When a grumpy queen demands constant decapitation.
“The Queen had only one way of settling all difficulties, great or small. 'Off with his head!' she said, without even looking round.”
Alice is on the verge of losing her noggin at several points. And while the Queen in the 2010 version of “Alice in Wonderland” is both funny and funny-looking, her go-to response for basically everything is still “Off with her/his/their head!” Her catch phrase would make a great drinking game ... if you want to end up in the hospital.
When a lawn game is played with unruly live animals.

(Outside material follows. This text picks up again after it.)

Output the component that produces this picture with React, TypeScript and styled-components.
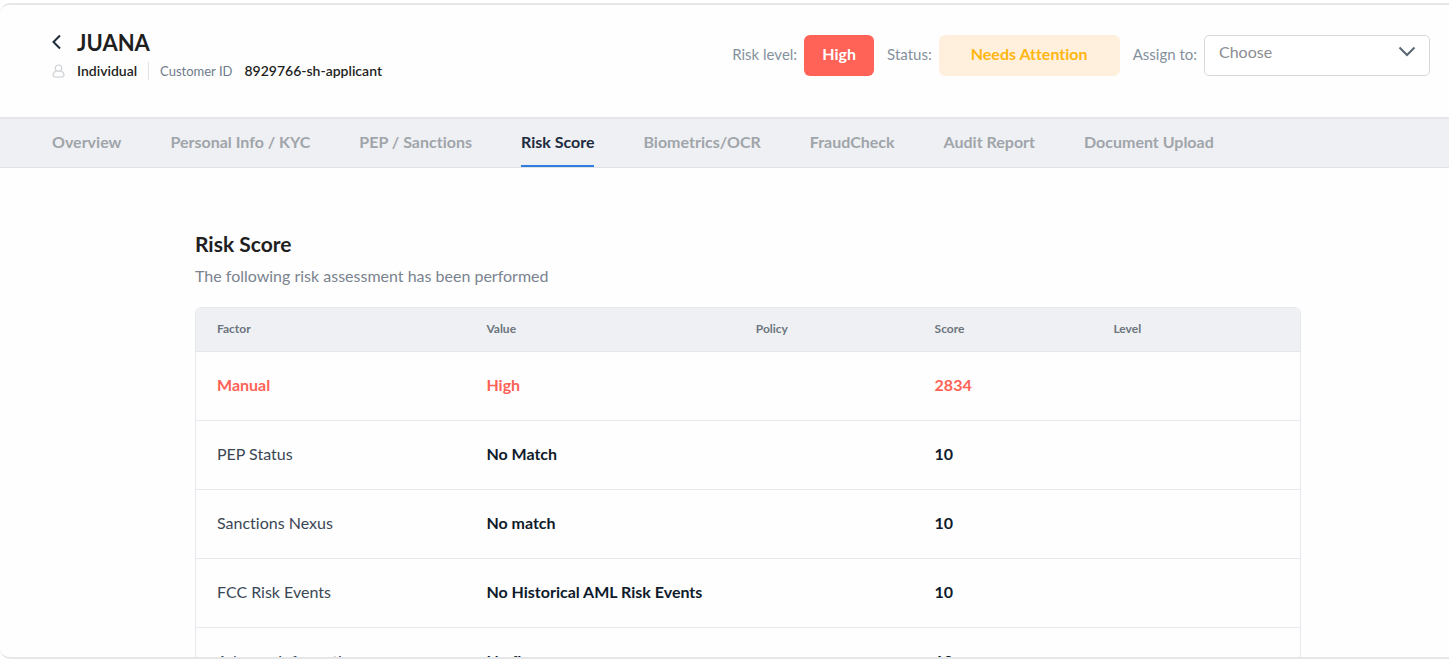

“The chief difficulty Alice found at first was in managing her flamingo: she succeeded in getting its body tucked away, comfortably enough, under her arm, with its legs hanging down, but generally, just as she had got its neck nicely straightened out, and was going to give the hedgehog a blow with its head, it would twist itself round and look up in her face, with such a puzzled expression that she could not help bursting out laughing:”
In this 1999 version of “Alice in Wonderland,” Alice struggles with her drama queen flamingo, but my sympathies are with the poor pink bird. Playing croquet with live flamingos and hedgehogs ranks right up there with the weirdest things Alice experiences in Wonderland.